### AIM OF THE EXERCISE
Each line of the material must be repeated precisely, with the pictures left out.

### RECORDED DATA

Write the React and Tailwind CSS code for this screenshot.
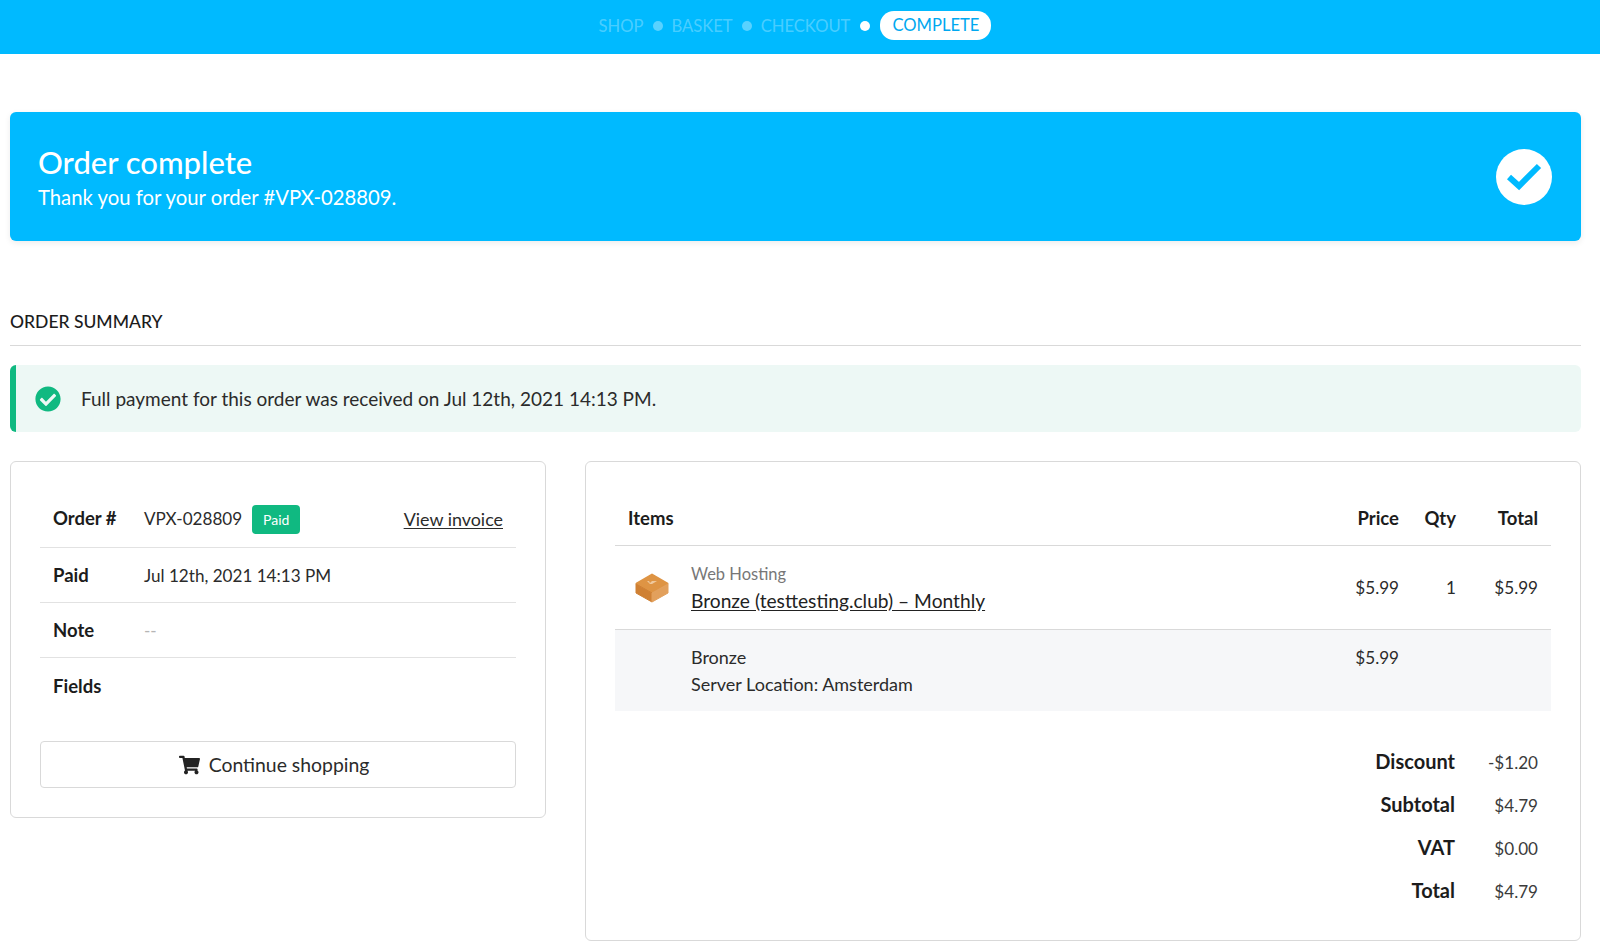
import React from "react";
import { FaCheckCircle, FaShoppingCart } from "react-icons/fa";

const body = "font-['Lato','Noto_Sans',sans-serif]";
const head = "font-['Lato','Open_Sans',sans-serif]";

function Dot({ on }) {
  return <span className={on ? "mx-[10px] h-[10px] w-[10px] rounded-full bg-white" : "mx-[9px] h-[10px] w-[10px] rounded-full bg-white/35"} />;
}

function Step({ children }) {
  return <span className="pt-[2px] text-[16.6px] leading-[29px] text-white/30">{children}</span>;
}

function Cube() {
  return (
    <svg width="34" height="30" viewBox="0 0 34 30">
      <path d="M17 1.5 32.5 10.5 17 19.5 1.5 10.5Z" fill="#de9444" stroke="#de9444" strokeWidth="2" strokeLinejoin="round" />
      <path d="M1 11 17 20V29L1 20Z" fill="#cf8033" stroke="#cf8033" strokeLinejoin="round" />
      <path d="M33 11 17 20V29L33 20Z" fill="#e2a05c" stroke="#e2a05c" strokeLinejoin="round" />
      <path d="M12 8h2l1 2 2-2h5l-5 3h-2Z" fill="#efc89c" />
    </svg>
  );
}

function InfoRow({ label, first, last, children, extra }) {
  return (
    <div className={"flex h-[55px] items-center pl-[13px] pr-[14px] " + (first ? "pb-[2px] " : "pt-[2px] ") + (last ? "" : "border-b border-[#e2e2e2]")}>
      <span className="w-[91px] text-[18.5px] font-bold text-[#1c1c1c]">{label}</span>
      {children}
      {extra}
    </div>
  );
}

function SumRow({ label, value }) {
  return (
    <div className="flex h-[43px] items-center justify-end pr-[13px]">
      <span className="pb-[3px] text-[20px] font-bold text-[#1c1c1c]">{label}</span>
      <span className="w-[83px] text-right text-[#3b3b3b]">{value}</span>
    </div>
  );
}

export default function App() {
  return (
    <div className={"min-h-[952px] bg-white text-[17.1px] text-[#2b2b2b] " + body}>
      <header className={"flex h-[54px] items-start justify-center bg-[#00baff] pr-[10px] pt-[10px] " + head}>
        <div className="flex items-center">
          <Step>SHOP</Step>
          <Dot />
          <Step>BASKET</Step>
          <Dot />
          <Step>CHECKOUT</Step>
          <Dot on />
          <span className="flex h-[29px] w-[111px] items-center justify-center rounded-[14px] bg-white text-[16.6px] text-[#00a8f0]">COMPLETE</span>
        </div>
      </header>

      <main className="pl-[10px] pr-[19px]">
        <section className={"mt-[58px] flex h-[129px] items-center justify-between rounded-[6px] bg-[#00baff] pl-[28px] pr-[29px] text-white shadow-[0_2px_6px_rgba(0,0,0,0.08)] " + head}>
          <div className="pt-[2px]">
            <h1 className="mt-[-1px] text-[31px] font-medium leading-[36px]">Order complete</h1>
            <p className="mt-[3px] text-[20.3px] leading-[28px]">Thank you for your order #VPX-028809.</p>
          </div>
          <span className="flex h-[56px] w-[56px] items-center justify-center rounded-full bg-white">
            <svg width="36" height="30" viewBox="0 0 36 30" fill="none">
              <path d="M3 15 13 24 33 4" stroke="#00baff" strokeWidth="6" strokeLinejoin="miter" />
            </svg>
          </span>
        </section>

        <h2 className={"mt-[69px] border-b border-[#d9d9d9] pb-[11px] text-[17.5px] font-medium leading-[24px] text-[#1c1c1c] " + head}>ORDER SUMMARY</h2>

        <div className="mt-[19px] flex h-[67px] items-center rounded-[6px] border-l-[6px] border-[#10b981] bg-[#edf8f5] pl-[19px]">
          <FaCheckCircle className="h-[26px] w-[26px] text-[#10b981]" />
          <p className="ml-[20px] pt-[2px] text-[19px] text-[#2b2b2b]">Full payment for this order was received on Jul 12th, 2021 14:13 PM.</p>
        </div>

        <div className="mt-[29px] flex items-start gap-[39px]">
          <section className="h-[357px] w-[536px] shrink-0 rounded-[6px] border border-[#d9d9d9] px-[29px] pt-[31px]">
            <InfoRow
              first
              label="Order #"
              extra={<a className="ml-auto mr-[-1px] text-[17.9px] text-[#2b2b2b] underline underline-offset-2">View invoice</a>}
            >
              <span>VPX-028809</span>
              <span className="ml-[10px] flex h-[29px] w-[48px] items-center justify-center rounded-[4px] bg-[#10b981] text-[14px] text-white">Paid</span>
            </InfoRow>
            <InfoRow label="Paid"><span>Jul 12th, 2021 14:13 PM</span></InfoRow>
            <InfoRow label="Note"><span className="text-[#b5b5b5]">--</span></InfoRow>
            <InfoRow label="Fields" last />
            <button className="mt-[28px] flex h-[47px] w-full items-center justify-center gap-[9px] rounded-[4px] border border-[#d9d9d9] bg-white pr-[8px] text-[#2b2b2b]">
              <FaShoppingCart className="h-[20px] w-[21px] text-[#222]" />
              <span className="text-[19.4px]">Continue shopping</span>
            </button>
          </section>

          <section className="h-[480px] min-w-0 flex-1 rounded-[6px] border border-[#d9d9d9] px-[29px] pt-[31px]">
            <div className="flex h-[53px] items-center border-b border-[#d9d9d9] pl-[13px] pr-[13px] text-[18.5px] font-bold text-[#1c1c1c]">
              <span className="flex-1">Items</span>
              <span className="w-[70px] text-right">Price</span>
              <span className="w-[57px] text-right">Qty</span>
              <span className="w-[82px] text-right">Total</span>
            </div>
            <div className="flex h-[84px] items-center border-b border-[#d9d9d9] pl-[20px] pr-[13px]">
              <Cube />
              <div className="ml-[22px] flex-1">
                <div className="text-[16.5px] leading-[26px] text-[#777]">Web Hosting</div>
                <a className="block text-[19.2px] leading-[28px] text-[#222] underline underline-offset-2">Bronze (testtesting.club) – Monthly</a>
              </div>
              <span className="w-[70px] text-right">$5.99</span>
              <span className="w-[57px] text-right">1</span>
              <span className="w-[82px] text-right">$5.99</span>
            </div>
            <div className="flex h-[81px] items-start bg-[#f6f7f9] pl-[76px] pr-[13px] pt-[14px]">
              <div className="flex-1 text-[18px] leading-[27px]">
                <div>Bronze</div>
                <div>Server Location: Amsterdam</div>
              </div>
              <span className="mr-[139px] w-[70px] text-right leading-[27px]">$5.99</span>
            </div>
            <div className="mt-[30px]">
              <SumRow label="Discount" value="-$1.20" />
              <SumRow label="Subtotal" value="$4.79" />
              <SumRow label="VAT" value="$0.00" />
              <SumRow label="Total" value="$4.79" />
            </div>
          </section>
        </div>
      </main>
    </div>
  );
}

### EXERCISE ANSWER
Write the React and Tailwind CSS code for this screenshot.
import React from "react";
import { FaCheckCircle, FaShoppingCart } from "react-icons/fa";

const body = "font-['Lato','Noto_Sans',sans-serif]";
const head = "font-['Lato','Open_Sans',sans-serif]";

function Dot({ on }) {
  return <span className={on ? "mx-[10px] h-[10px] w-[10px] rounded-full bg-white" : "mx-[9px] h-[10px] w-[10px] rounded-full bg-white/35"} />;
}

function Step({ children }) {
  return <span className="pt-[2px] text-[16.6px] leading-[29px] text-white/30">{children}</span>;
}

function Cube() {
  return (
    <svg width="34" height="30" viewBox="0 0 34 30">
      <path d="M17 1.5 32.5 10.5 17 19.5 1.5 10.5Z" fill="#de9444" stroke="#de9444" strokeWidth="2" strokeLinejoin="round" />
      <path d="M1 11 17 20V29L1 20Z" fill="#cf8033" stroke="#cf8033" strokeLinejoin="round" />
      <path d="M33 11 17 20V29L33 20Z" fill="#e2a05c" stroke="#e2a05c" strokeLinejoin="round" />
      <path d="M12 8h2l1 2 2-2h5l-5 3h-2Z" fill="#efc89c" />
    </svg>
  );
}

function InfoRow({ label, first, last, children, extra }) {
  return (
    <div className={"flex h-[55px] items-center pl-[13px] pr-[14px] " + (first ? "pb-[2px] " : "pt-[2px] ") + (last ? "" : "border-b border-[#e2e2e2]")}>
      <span className="w-[91px] text-[18.5px] font-bold text-[#1c1c1c]">{label}</span>
      {children}
      {extra}
    </div>
  );
}

function SumRow({ label, value }) {
  return (
    <div className="flex h-[43px] items-center justify-end pr-[13px]">
      <span className="pb-[3px] text-[20px] font-bold text-[#1c1c1c]">{label}</span>
      <span className="w-[83px] text-right text-[#3b3b3b]">{value}</span>
    </div>
  );
}

export default function App() {
  return (
    <div className={"min-h-[952px] bg-white text-[17.1px] text-[#2b2b2b] " + body}>
      <header className={"flex h-[54px] items-start justify-center bg-[#00baff] pr-[10px] pt-[10px] " + head}>
        <div className="flex items-center">
          <Step>SHOP</Step>
          <Dot />
          <Step>BASKET</Step>
          <Dot />
          <Step>CHECKOUT</Step>
          <Dot on />
          <span className="flex h-[29px] w-[111px] items-center justify-center rounded-[14px] bg-white text-[16.6px] text-[#00a8f0]">COMPLETE</span>
        </div>
      </header>

      <main className="pl-[10px] pr-[19px]">
        <section className={"mt-[58px] flex h-[129px] items-center justify-between rounded-[6px] bg-[#00baff] pl-[28px] pr-[29px] text-white shadow-[0_2px_6px_rgba(0,0,0,0.08)] " + head}>
          <div className="pt-[2px]">
            <h1 className="mt-[-1px] text-[31px] font-medium leading-[36px]">Order complete</h1>
            <p className="mt-[3px] text-[20.3px] leading-[28px]">Thank you for your order #VPX-028809.</p>
          </div>
          <span className="flex h-[56px] w-[56px] items-center justify-center rounded-full bg-white">
            <svg width="36" height="30" viewBox="0 0 36 30" fill="none">
              <path d="M3 15 13 24 33 4" stroke="#00baff" strokeWidth="6" strokeLinejoin="miter" />
            </svg>
          </span>
        </section>

        <h2 className={"mt-[69px] border-b border-[#d9d9d9] pb-[11px] text-[17.5px] font-medium leading-[24px] text-[#1c1c1c] " + head}>ORDER SUMMARY</h2>

        <div className="mt-[19px] flex h-[67px] items-center rounded-[6px] border-l-[6px] border-[#10b981] bg-[#edf8f5] pl-[19px]">
          <FaCheckCircle className="h-[26px] w-[26px] text-[#10b981]" />
          <p className="ml-[20px] pt-[2px] text-[19px] text-[#2b2b2b]">Full payment for this order was received on Jul 12th, 2021 14:13 PM.</p>
        </div>

        <div className="mt-[29px] flex items-start gap-[39px]">
          <section className="h-[357px] w-[536px] shrink-0 rounded-[6px] border border-[#d9d9d9] px-[29px] pt-[31px]">
            <InfoRow
              first
              label="Order #"
              extra={<a className="ml-auto mr-[-1px] text-[17.9px] text-[#2b2b2b] underline underline-offset-2">View invoice</a>}
            >
              <span>VPX-028809</span>
              <span className="ml-[10px] flex h-[29px] w-[48px] items-center justify-center rounded-[4px] bg-[#10b981] text-[14px] text-white">Paid</span>
            </InfoRow>
            <InfoRow label="Paid"><span>Jul 12th, 2021 14:13 PM</span></InfoRow>
            <InfoRow label="Note"><span className="text-[#b5b5b5]">--</span></InfoRow>
            <InfoRow label="Fields" last />
            <button className="mt-[28px] flex h-[47px] w-full items-center justify-center gap-[9px] rounded-[4px] border border-[#d9d9d9] bg-white pr-[8px] text-[#2b2b2b]">
              <FaShoppingCart className="h-[20px] w-[21px] text-[#222]" />
              <span className="text-[19.4px]">Continue shopping</span>
            </button>
          </section>

          <section className="h-[480px] min-w-0 flex-1 rounded-[6px] border border-[#d9d9d9] px-[29px] pt-[31px]">
            <div className="flex h-[53px] items-center border-b border-[#d9d9d9] pl-[13px] pr-[13px] text-[18.5px] font-bold text-[#1c1c1c]">
              <span className="flex-1">Items</span>
              <span className="w-[70px] text-right">Price</span>
              <span className="w-[57px] text-right">Qty</span>
              <span className="w-[82px] text-right">Total</span>
            </div>
            <div className="flex h-[84px] items-center border-b border-[#d9d9d9] pl-[20px] pr-[13px]">
              <Cube />
              <div className="ml-[22px] flex-1">
                <div className="text-[16.5px] leading-[26px] text-[#777]">Web Hosting</div>
                <a className="block text-[19.2px] leading-[28px] text-[#222] underline underline-offset-2">Bronze (testtesting.club) – Monthly</a>
              </div>
              <span className="w-[70px] text-right">$5.99</span>
              <span className="w-[57px] text-right">1</span>
              <span className="w-[82px] text-right">$5.99</span>
            </div>
            <div className="flex h-[81px] items-start bg-[#f6f7f9] pl-[76px] pr-[13px] pt-[14px]">
              <div className="flex-1 text-[18px] leading-[27px]">
                <div>Bronze</div>
                <div>Server Location: Amsterdam</div>
              </div>
              <span className="mr-[139px] w-[70px] text-right leading-[27px]">$5.99</span>
            </div>
            <div className="mt-[30px]">
              <SumRow label="Discount" value="-$1.20" />
              <SumRow label="Subtotal" value="$4.79" />
              <SumRow label="VAT" value="$0.00" />
              <SumRow label="Total" value="$4.79" />
            </div>
          </section>
        </div>
      </main>
    </div>
  );
}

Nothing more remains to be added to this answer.